═════ Supplied information ═════

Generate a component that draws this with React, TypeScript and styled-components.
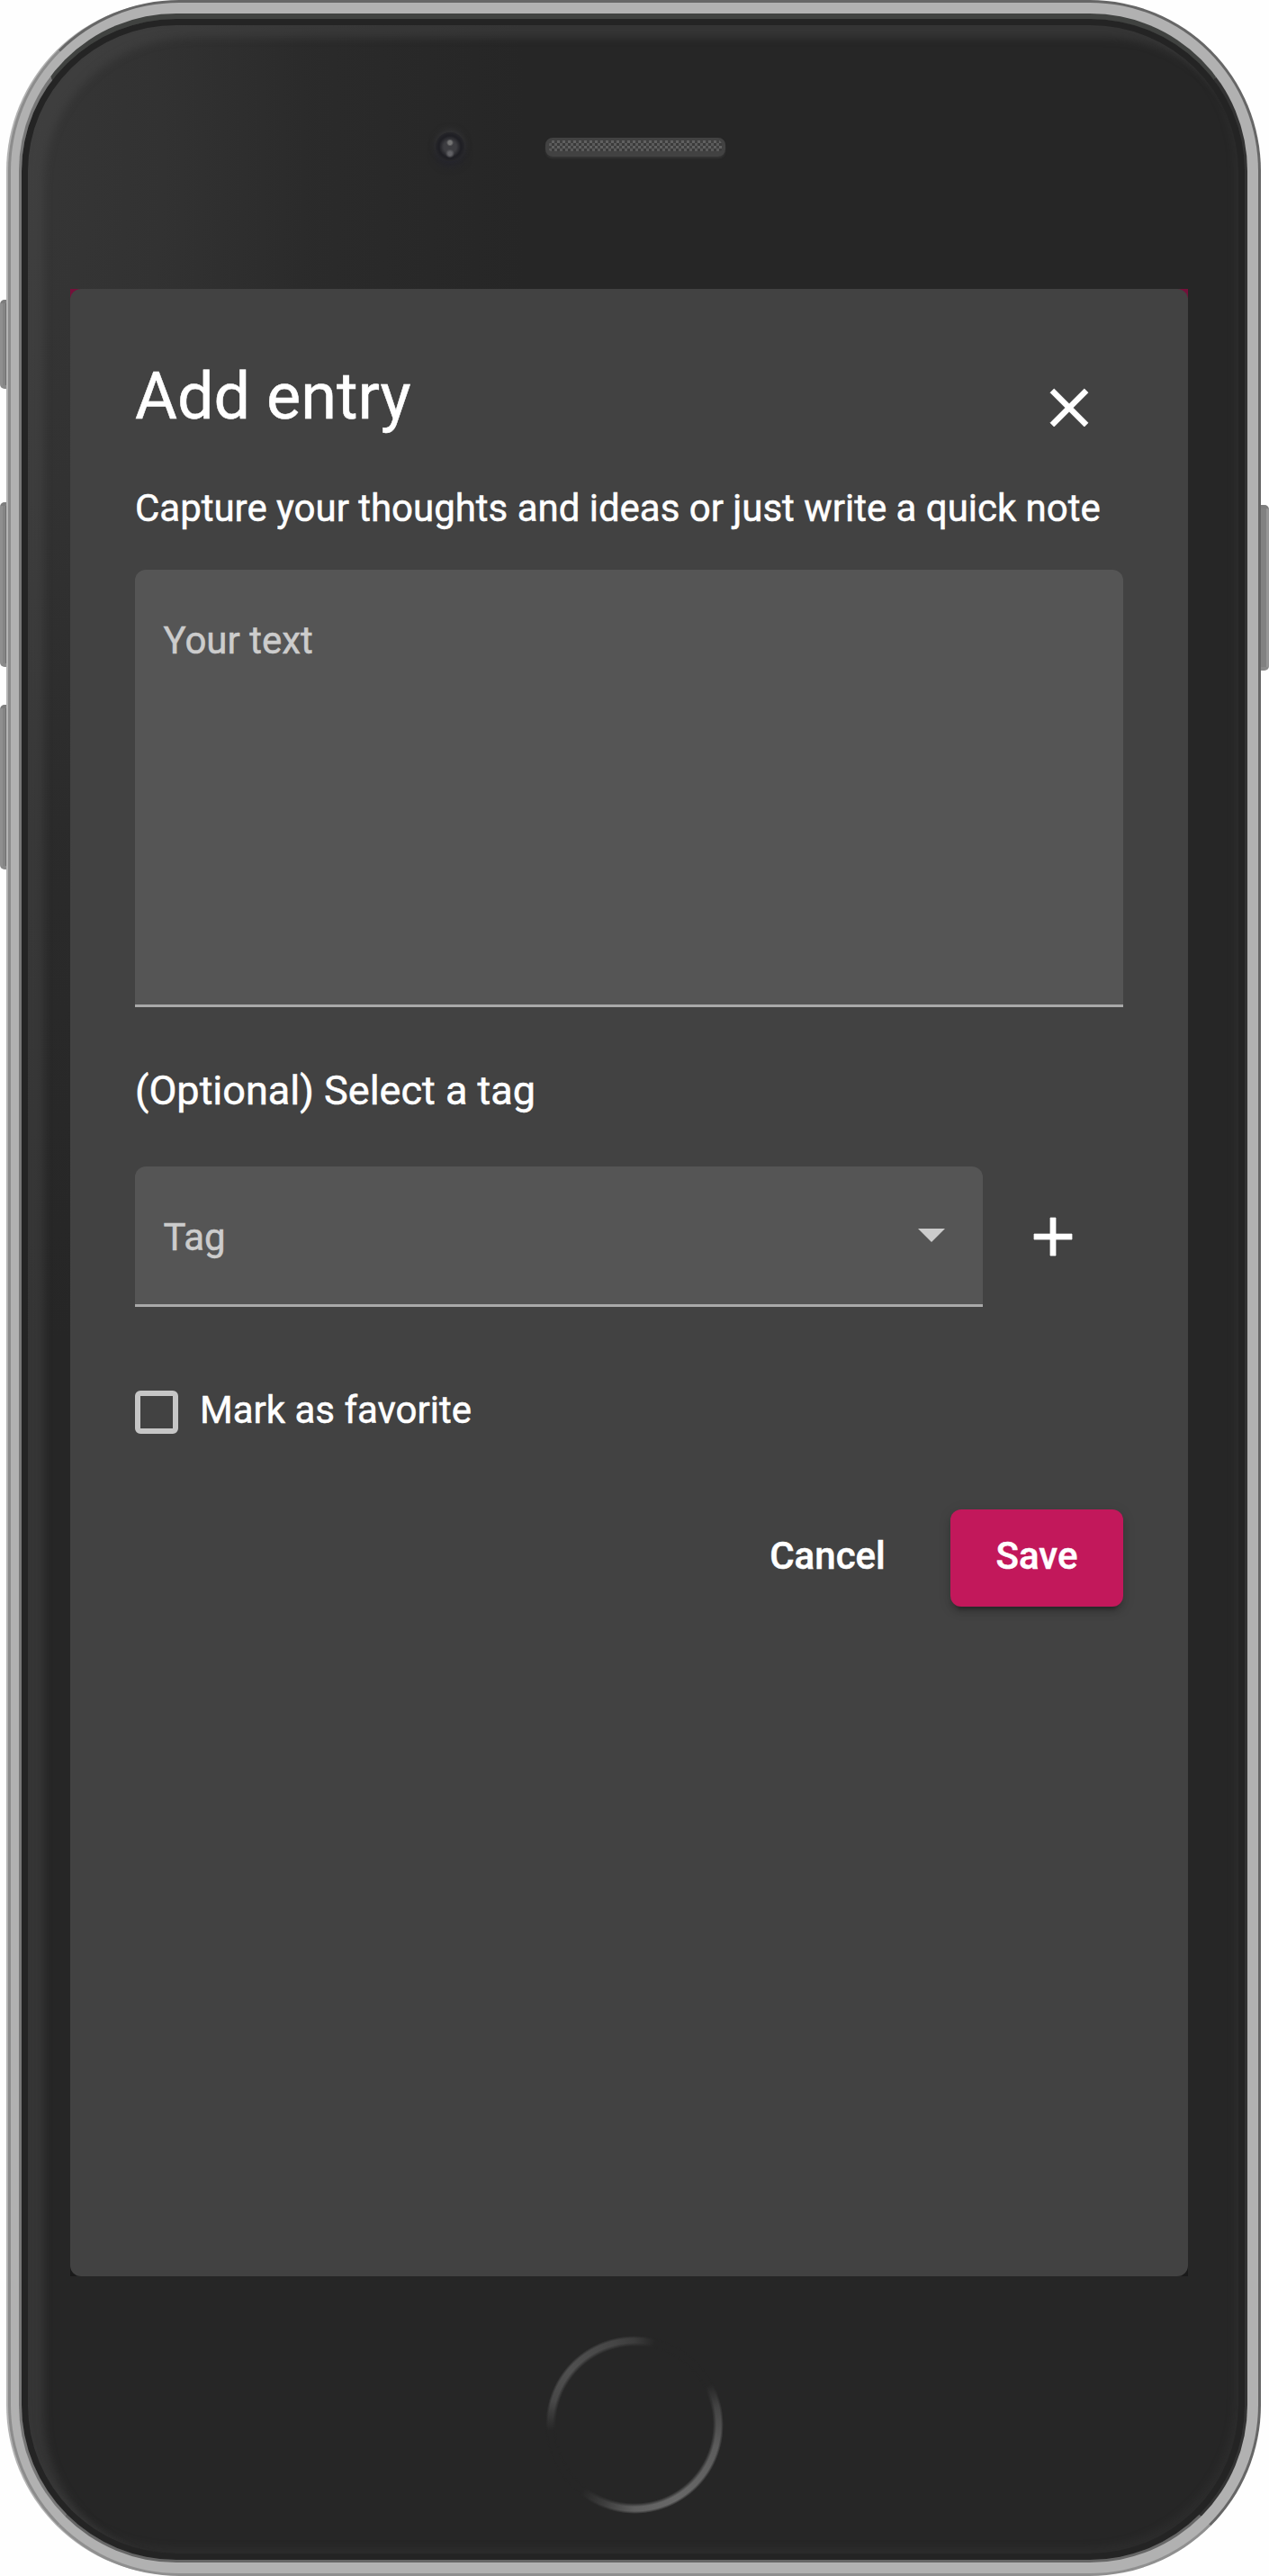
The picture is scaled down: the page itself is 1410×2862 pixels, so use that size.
import React from 'react';
import styled, { createGlobalStyle } from 'styled-components';

const GlobalStyle = createGlobalStyle`
  *, *::before, *::after { box-sizing: border-box; }
  body { margin: 0; background: #fff; font-family: Roboto, "Open Sans", sans-serif; }
`;

const Page = styled.main`
  position: relative;
  width: 1410px;
  height: 2862px;
  padding: 0 9px;
  background: #fefefe;
  overflow: hidden;
`;

const SideButton = styled.span<{ $side: 'left' | 'right'; $top: number; $height: number }>`
  position: absolute;
  top: ${(p) => p.$top}px;
  ${(p) => p.$side}: 0;
  width: 9px;
  height: ${(p) => p.$height}px;
  border-top: 4px solid #7d7d7d;
  border-bottom: 4px solid #8a8a8a;
  border-radius: ${(p) => (p.$side === 'left' ? '5px 0 0 5px' : '0 5px 5px 0')};
  background: ${(p) =>
    p.$side === 'left'
      ? 'linear-gradient(90deg, #8f8f8f 0 3px, #858585 3px 6px, #6f6f6f 6px)'
      : 'linear-gradient(90deg, #818181 0 6px, #969696 6px)'};
`;

const Frame = styled.div`
  position: relative;
  width: 1392px;
  height: 2862px;
  border: 3px solid;
  border-color: #666 #666 #8f8f8f #8c8c8c;
  border-radius: 190px;
  background: #b1b1b1;
  padding: 12px 12px 12px 9px;
  box-shadow: -3px 0 0 -1px #b4b4b4;
`;

const Body = styled.div`
  display: flex;
  flex-direction: column;
  width: 100%;
  height: 100%;
  border-style: solid;
  border-width: 6px 3px 3px 3px;
  border-color: #404240 #333 #666 #777;
  border-radius: 175px;
  background:
    radial-gradient(
      ellipse 560px 1300px at 0 170px,
      #363636 0,
      #323232 28%,
      rgba(43, 43, 43, 0.9) 58%,
      rgba(38, 38, 38, 0) 100%
    ),
    #262626;
  box-shadow: inset 0 0 0 7px #242424, inset 17px 13px 10px 8px rgba(80, 80, 80, 0.38),
    inset -4px -6px 8px 8px rgba(70, 70, 70, 0.18);
`;

const TopBezel = styled.div`
  display: flex;
  align-items: flex-start;
  height: 300px;
  padding: 126px 0 0 460px;
`;

const Camera = styled.span`
  width: 32px;
  height: 32px;
  border-radius: 50%;
  background: radial-gradient(circle at 50% 36%, #747474 0 2px, transparent 4px),
    radial-gradient(circle at 50% 74%, #626266 0 2px, transparent 5px),
    radial-gradient(circle, #3d3d41 0 7px, #1f1f24 12px 13px, #26262a 16px);
  box-shadow: 0 -3px 7px rgba(64, 64, 68, 0.5), 0 6px 9px rgba(36, 36, 46, 0.7);
`;

const Speaker = styled.span`
  width: 200px;
  height: 21px;
  margin: 6px 0 0 90px;
  border-radius: 8px;
  border: solid #424242;
  border-width: 3px 4px 6px;
  background: conic-gradient(#606060 25%, #3a3a3a 0 50%, #5a5a5a 0 75%, #404040 0) 0 0 / 6px 6px;
  box-shadow: 0 2px 2px #333;
`;

const Screen = styled.div`
  flex: none;
  width: 1242px;
  height: 2208px;
  margin-left: 54px;
  background: linear-gradient(#75103a 0 50%, #1a1a1a 0);
`;

const Dialog = styled.section`
  display: flex;
  flex-direction: column;
  height: 100%;
  padding: 72px;
  border-radius: 12px;
  background: #424242;
  color: #fff;
  font-size: 42px;
  line-height: 63px;
  -webkit-text-stroke: 0.5px currentColor;
`;

const Header = styled.header`
  display: flex;
  justify-content: space-between;
`;

const Title = styled.h1`
  margin: 0;
  font-size: 72px;
  line-height: 96px;
  font-weight: 400;
`;

const IconButton = styled.button<{ $margin: string }>`
  flex: none;
  width: 72px;
  height: 72px;
  margin: ${(p) => p.$margin};
  padding: 0;
  border: 0;
  background: none;
  color: #fff;
  svg {
    display: block;
    width: 72px;
    height: 72px;
    fill: currentColor;
    stroke: currentColor;
    stroke-width: 0.25;
  }
`;

const Intro = styled.p`
  margin: 44px 0 37px;
  white-space: nowrap;
  letter-spacing: -0.018px;
`;

const Field = styled.div<{ $width: number; $height: number }>`
  display: flex;
  justify-content: space-between;
  align-items: flex-start;
  width: ${(p) => p.$width}px;
  height: ${(p) => p.$height}px;
  padding: 47px 42px 0 31.5px;
  border-bottom: 3px solid #a9a9a9;
  border-radius: 12px 12px 0 0;
  background: #555;
  color: #ccc;
`;

const Arrow = styled.span`
  margin-top: 22px;
  border: 15px solid transparent;
  border-top-color: #ccc;
  border-bottom: 0;
`;

const Subheading = styled.h2`
  margin: 61px 0 53px;
  font-size: 45px;
  line-height: 63px;
  font-weight: 400;
`;

const TagRow = styled.div`
  display: flex;
`;

const CheckRow = styled.label`
  display: flex;
  align-items: flex-start;
  gap: 24px;
  margin-top: 83px;
`;

const Checkbox = styled.span`
  width: 48px;
  height: 48px;
  margin-top: 10px;
  border: 6px solid #c6c6c6;
  border-radius: 6px;
`;

const Actions = styled.footer`
  display: flex;
  justify-content: flex-end;
  gap: 24px;
  margin-top: 79px;
`;

const Button = styled.button<{ $primary?: boolean }>`
  height: 108px;
  width: ${(p) => (p.$primary ? 192 : 225)}px;
  padding: 0 0 5px;
  border: 0;
  border-radius: 12px;
  font: 500 42px/103px Roboto, sans-serif;
  text-align: center;
  color: #fff;
  background: ${(p) => (p.$primary ? '#c2185b' : 'transparent')};
  box-shadow: ${(p) =>
    p.$primary
      ? '0 9px 3px -6px rgba(0,0,0,.2), 0 6px 6px 0 rgba(0,0,0,.14), 0 3px 15px 0 rgba(0,0,0,.12)'
      : 'none'};
`;

const HomeButton = styled.span`
  width: 198px;
  height: 198px;
  margin: 66px 0 0 582px;
  border-radius: 50%;
  background: conic-gradient(
    #3c3c3c 0deg, #262626 14deg, #262626 62deg, #444 78deg, #5c5c5c 105deg, #686868 150deg,
    #606060 180deg, #3c3c3c 202deg, #262626 218deg, #262626 266deg, #484848 286deg, #505050 310deg,
    #464646 345deg, #3c3c3c 360deg
  );
  mask: radial-gradient(circle, transparent 87px, #000 91px 96px, transparent 99px);
`;

export default function App() {
  return (
    <>
      <GlobalStyle />
      <Page>
        <SideButton $side="left" $top={333} $height={99} />
        <SideButton $side="left" $top={558} $height={183} />
        <SideButton $side="left" $top={783} $height={183} />
        <SideButton $side="right" $top={561} $height={184} />
        <Frame>
          <Body>
            <TopBezel>
              <Camera />
              <Speaker />
            </TopBezel>
            <Screen>
              <Dialog role="dialog">
                <Header>
                  <Title>Add entry</Title>
                  <IconButton aria-label="Close" $margin="24px 24px 0 0">
                    <svg viewBox="0 0 24 24">
                      <path d="M19 6.41L17.59 5 12 10.59 6.41 5 5 6.41 10.59 12 5 17.59 6.41 19 12 13.41 17.59 19 19 17.59 13.41 12z" />
                    </svg>
                  </IconButton>
                </Header>
                <Intro>Capture your thoughts and ideas or just write a quick note</Intro>
                <Field $width={1098} $height={486}>
                  <span>Your text</span>
                </Field>
                <Subheading>(Optional) Select a tag</Subheading>
                <TagRow>
                  <Field $width={942} $height={156}>
                    <span>Tag</span>
                    <Arrow />
                  </Field>
                  <IconButton aria-label="Add tag" $margin="42px 0 0 42px">
                    <svg viewBox="0 0 24 24">
                      <path d="M19 13h-6v6h-2v-6H5v-2h6V5h2v6h6v2z" />
                    </svg>
                  </IconButton>
                </TagRow>
                <CheckRow>
                  <Checkbox />
                  <span>Mark as favorite</span>
                </CheckRow>
                <Actions>
                  <Button>Cancel</Button>
                  <Button $primary>Save</Button>
                </Actions>
              </Dialog>
            </Screen>
            <HomeButton />
          </Body>
        </Frame>
      </Page>
    </>
  );
}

═════

What to do: Among the lines of the data above, count those holding "components" and state only the number.

Result: 2